By the time Lester Mallory—a senior official for the Western Hemisphere at Foggy Bottom—wrote a notorious memo to his superior in April 1960, Eisenhower had already approved the plan that led to the ill-fated Bay of Pigs invasion a year later. However, the CIA's initiative at that time still did not include the economic dimension in its strategy against Fidel Castro's Revolution, but was oriented towards propaganda and paramilitary means. It was the twisted mind of Mallory—who was not aware of the military plans—one of the first to clearly state the potential of economic sanctions to stifle the early socialist experiment. In introducing his proposal, the official acknowledged something that had long been a fact, even if Washington did not recognize it, that the majority of Cubans supported Castro, and that there was no effective political opposition. Given this, coupled with the threat of communism, "(the) only foreseeable means of alienating internal support is through disenchantment and disaffection based on economic dissatisfaction and hardship". Life has proven him right because after so much political subversion—through information warfare and the promotion of political opposition groups—and military actions—sabotage and invasions—in more than 60 years, when people have massively taken up the banners of opposition to the Cuban Revolution, it has been for lack of food and energy.

The memorandum from Mallory (source).

"A change in the sentiment of the lower classes would only occur over a long [time], probably as a result of economic difficulties," projected an Allen Dulles who paid for the CIA's failure at the Bay of Pigs with his office. With another State Department official, Mallory argued in May 1960 that the Government's foreign exchange earning capacity had to be hit. In this regard, he proposed modifying the legislation that guaranteed certain privileges to Cuban sugar in the U.S. market. The phase Washington was entering, according to Mallory and John C. Hill, Jr., involved "[using] judiciously selected economic pressures at those points where Castro's domestic and international policies have weakened Cuba's economic structure in order to engender more public discomfort and discontent [emphasis is mine] and thereby to expose to the Cuban masses Castro's responsibility for mishandling their affairs". And they abounded:

A field in which this could most effectively be done is in the field of foreign exchange. Cuba remains heavily dependent on imports while Castro’s policies are bringing Cuba’s foreign exchange position to a point where action on our part would have [a] disproportionately large effect in disrupting the economy in ways that would be brought home quickly to the consuming public. Cuba’s dollar reserves have been brought to dangerously low levels by arms purchases, military adventures, mismanagement, flight of capital, and discouragement of private capital. Tourist receipts on the order of $75 million have practically vanished and foreign creditors, faced with unpaid bills, are moving toward business on a strictly cash basis. The cost of living and unemployment are both mounting at a time when the economy is being decapitalized. Measures taken by the U.S. to reduce Cuban dollar earnings, with appropriate action [concerning] their consistency with our international obligations, could have an important effect were it [now] on a large scale.

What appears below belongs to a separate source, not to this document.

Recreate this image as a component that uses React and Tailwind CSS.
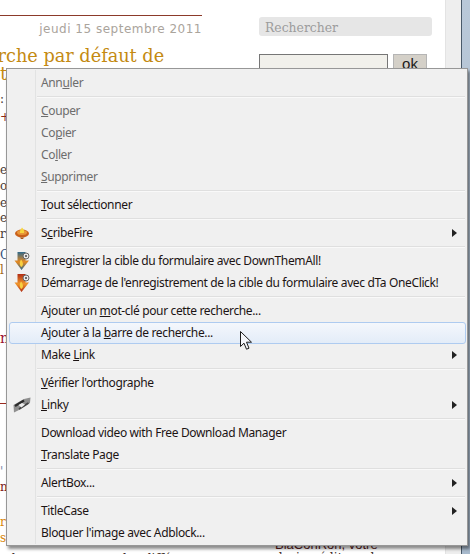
import { Fragment } from 'react';

const MENU_FONT = "font-['Noto_Sans',sans-serif] text-[12px] tracking-[-0.36px]";

function LampIcon() {
  return (
    <svg width="16" height="16" viewBox="0 0 16 16">
      <ellipse cx="8" cy="8.500" rx="7" ry="4" fill="#c9601a" />
      <ellipse cx="8" cy="7.500" rx="5" ry="2.500" fill="#e8963a" />
      <path d="M8 2.500c1.500 1.500 2.500 3.500 2 5.500H6c-.5-2 1-4 2-5.500z" fill="#f8d63c" />
      <path d="M6 12.500h4l-1 1.500H7z" fill="#a5561c" />
    </svg>
  );
}

function ArrowIcon({ id, top, mid }) {
  return (
    <svg width="16" height="20" viewBox="0 0 16 20">
      <defs>
        <linearGradient id={id} x1="0" y1="0" x2="0" y2="1">
          <stop offset="0" stopColor={top} />
          <stop offset="0.55" stopColor={mid} />
          <stop offset="1" stopColor={top} />
        </linearGradient>
      </defs>
      <path d="M3.500 1h8v8.500H15L7.500 19 .5 9.500h3z" fill={`url(#${id})`} />
      <path d="M7.500 16c-2-1.500-2.500-4-.5-7.500 2.500 3 2.500 6 .5 7.500z" fill="#f8d040" />
      <circle cx="12" cy="5" r="3" fill="#e8e8e8" stroke="#666" strokeWidth="1" />
      <circle cx="12" cy="5" r="1" fill="#444" />
    </svg>
  );
}

function ChainIcon() {
  return (
    <svg width="18" height="16" viewBox="0 0 18 16">
      <path d="M.5 8l10.500-6 6.500-1.500-.5 5.500L7 12.500 1 15.500z" fill="#8f8f8f" />
      <path d="M2 9l9-5.500" stroke="#2a2a2a" strokeWidth="2.200" />
      <path d="M6 12l9.500-6" stroke="#444" strokeWidth="1.800" />
      <path d="M5.500 8l3 2.500 3.500-3-3-1.500z" fill="#ededed" />
    </svg>
  );
}

function SubArrow() {
  return (
    <svg width="5" height="8" viewBox="0 0 5 8" className="ml-auto mr-[8px] shrink-0">
      <path d="M0 0l5 4-5 4z" fill="#222" />
    </svg>
  );
}

function Cursor() {
  return (
    <svg width="13" height="20" viewBox="0 0 13 20" className="absolute left-[240px] top-[331px]">
      <path d="M.5.5v15l3.500-3.300 2.500 6 2.500-1-2.500-6h5z" fill="#f4f6fa" stroke="#1b1b1b" strokeWidth="1" />
    </svg>
  );
}

function Item({ children, icon, disabled, active, sub }) {
  return (
    <div className={`relative h-[22px] flex items-center ${disabled ? 'text-[#6d6d6d]' : 'text-[#1c1414]'}`}>
      {active && (
        <div className="absolute left-0 right-[-1px] inset-y-0 rounded-[3px] border border-[#aecbf0] bg-gradient-to-b from-[#f4f7fc] to-[#e3ecf8]" />
      )}
      <div className="relative w-[26px] mr-[6px] shrink-0 flex justify-center">{icon}</div>
      <span className="relative whitespace-nowrap">{children}</span>
      {sub && <SubArrow />}
    </div>
  );
}

function Sep() {
  return (
    <div className="h-[6px] pl-[28px] pt-[2px]">
      <div className="h-px bg-[#dfdfdf]" />
      <div className="h-px bg-[#f9f9f9]" />
    </div>
  );
}

const groups = [
  [{ label: <>Ann<u>u</u>ler</>, disabled: true }],
  [
    { label: <><u>C</u>ouper</>, disabled: true },
    { label: <>Co<u>p</u>ier</>, disabled: true },
    { label: <>Co<u>l</u>ler</>, disabled: true },
    { label: <><u>S</u>upprimer</>, disabled: true },
  ],
  [{ label: <><u>T</u>out sélectionner</> }],
  [{ label: <>S<u>c</u>ribeFire</>, icon: <LampIcon />, sub: true }],
  [
    { label: 'Enregistrer la cible du formulaire avec DownThemAll!', icon: <ArrowIcon id="dta" top="#2f6a8c" mid="#e88a20" /> },
    { label: "Démarrage de l'enregistrement de la cible du formulaire avec dTa OneClick!", icon: <ArrowIcon id="dta1" top="#b02c14" mid="#f0962c" /> },
  ],
  [
    { label: <>Ajouter un <u>m</u>ot-clé pour cette recherche...</> },
    { label: <>Ajouter à la <u>b</u>arre de recherche...</>, active: true },
    { label: <>Make <u>L</u>ink</>, sub: true },
  ],
  [
    { label: <><u>V</u>érifier l'orthographe</> },
    { label: <><u>L</u>inky</>, icon: <ChainIcon />, sub: true },
  ],
  [
    { label: 'Download video with Free Download Manager' },
    { label: <><u>T</u>ranslate Page</> },
  ],
  [{ label: 'AlertBox...', sub: true }],
  [
    { label: 'TitleCase', sub: true },
    { label: "Bloquer l'image avec Adblock..." },
  ],
];

function ContextMenu() {
  return (
    <div className={`absolute left-[6px] top-[68px] w-[462px] h-[478px] border border-[#979797] bg-[#f0f0f0] pt-[3px] px-[2px] shadow-[2px_3px_3px_rgba(0,0,0,0.45)] ${MENU_FONT}`}>
      <div className="absolute left-[28px] inset-y-[1px] w-px bg-[#e2e3e3]" />
      <div className="relative">
        {groups.map((group, i) => (
          <Fragment key={i}>
            {i > 0 && <Sep />}
            {group.map((it, j) => (
              <Item key={j} icon={it.icon} disabled={it.disabled} active={it.active} sub={it.sub}>
                {it.label}
              </Item>
            ))}
          </Fragment>
        ))}
      </div>
    </div>
  );
}

// what is left of the article text between the window edge and the menu
function ArticleEdge() {
  const row = "h-[15px] leading-[15px] whitespace-nowrap";
  return (
    <div className="w-[6px] overflow-hidden font-['DejaVu_Serif',serif] text-[12px] text-[#4a3a34]">
      <div className={`${row} mt-[12px]`}>:</div>
      <div className={`${row} mt-[3px] text-[#8c2a1a]`}>+</div>
      <div className={`${row} mt-[38px]`}>e</div>
      <div className={`${row} mt-[1px]`}>o</div>
      <div className={`${row} mt-[2px]`}>e</div>
      <div className={`${row}`}>er</div>
      <div className={`${row} mt-[1px]`}>r</div>
      <div className={`${row} mt-[6px] text-[#33507a]`}>C</div>
      <div className={`${row} text-[#a06a1a]`}>l</div>
      <div className={`${row} mt-[53px] text-[#9a1030] text-[14px]`}>n</div>
      <div className="mt-[57px] h-px bg-[#9a2a20]" />
      <div className={`${row} mt-[61px] text-[#7a88a8]`}>'</div>
      <div className={`${row} text-[#7a1a20]`}>nl</div>
      <div className={`${row} mt-[20px] text-[#d8860a]`}>re</div>
      <div className={`${row} mt-[1px] text-[#d8860a]`}>s</div>
    </div>
  );
}

function Page() {
  return (
    <div className="flex h-full">
      {/* article column, its left edge is cut by the window */}
      <div className="w-[259px] shrink-0 overflow-hidden">
        <div className="w-[202px] mt-[15px] h-px bg-[#8c3a2a]" />
        <div className="w-[202px] mt-[4px] text-right font-['DejaVu_Sans',sans-serif] text-[12px] tracking-[0.5px] text-[#aaa49c]">
          jeudi 15 septembre 2011
        </div>
        <div className="mt-[6px] ml-[-58px] w-[300px] font-['DejaVu_Serif',serif] text-[17.7px] leading-[24px] text-[#c48a12] whitespace-nowrap">
          Recherche par défaut de
        </div>
        <div className="font-['DejaVu_Serif',serif] text-[18px] leading-[12px] text-[#c48a12]">t</div>
        <ArticleEdge />
        <div className="mt-[5px] ml-[8px] whitespace-nowrap font-['DejaVu_Serif',serif] text-[12px] leading-[16px] text-[#3a2a24]">
          des moteurs entre les différents
        </div>
      </div>

      {/* sidebar */}
      <div className="w-[186px] shrink-0">
        <div className="mt-[17px] w-[173px] h-[19px] rounded-[3px] bg-[#e6e6e6] pl-[6px] font-['DejaVu_Serif',serif] text-[12.4px] leading-[21px] text-[#9c9c9c]">
          Rechercher
        </div>
        <div className="mt-[18px] flex gap-[5px]">
          <div className="w-[129px] h-[30px] border border-[#767676] border-b-0 bg-[#f1f0eb]" />
          <div className="w-[34px] h-[30px] bg-[#d4d0c8] border border-[#b5b5b5] text-center font-['Liberation_Sans',sans-serif] text-[15px] leading-[17px] text-[#1a1a1a]">
            ok
          </div>
        </div>
        <div className="mt-[455px] ml-[16px] whitespace-nowrap font-['Liberation_Sans',sans-serif] text-[13px] leading-[11px] text-[#5a1a20]">
          BlaConRon, votre
        </div>
        <div className="ml-[16px] whitespace-nowrap font-['DejaVu_Serif',serif] text-[12px] leading-[16px] text-[#3a2a24]">
          design éditeur de
        </div>
      </div>

      {/* window edge */}
      <div className="w-[16px] shrink-0 bg-[#eeeeee] border-l border-[#e3e3e3]" />
      <div className="flex-1 bg-gradient-to-b from-[#b9c8d8] to-[#a8bacd] border-l border-[#4a5a6a]" />
    </div>
  );
}

export default function App() {
  return (
    <div className="relative w-[470px] h-[554px] overflow-hidden bg-white">
      <Page />
      <ContextMenu />
      <Cursor />
    </div>
  );
}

On June 1, 1960, in New York, two direct subordinates of Secretary of State Christian Herter were urging representatives of the Esso, Texaco, and Shell companies to refuse to process Soviet crude oil in their refineries deployed in Cuba. Then-Secretary of State Robert B. Anderson had previously told them that "it would be in accordance with [the] government's policy toward Cuba if the companies decided to reject the Cuban demand." The companies complied to the letter with the White House order, and the ripple effect of that action still weighs on and conditions bilateral relations. The Cuban government nationalized the oil companies, Washington eliminated the sugar quota, Havana responded by nationalizing virtually all U.S. businesses operating on the island, and finally, the Department of Commerce banned U.S. exports to Cuba. In February 1962, Kennedy also banned imports of Cuban products into the United States, declaring an "embargo upon trade" between the two countries.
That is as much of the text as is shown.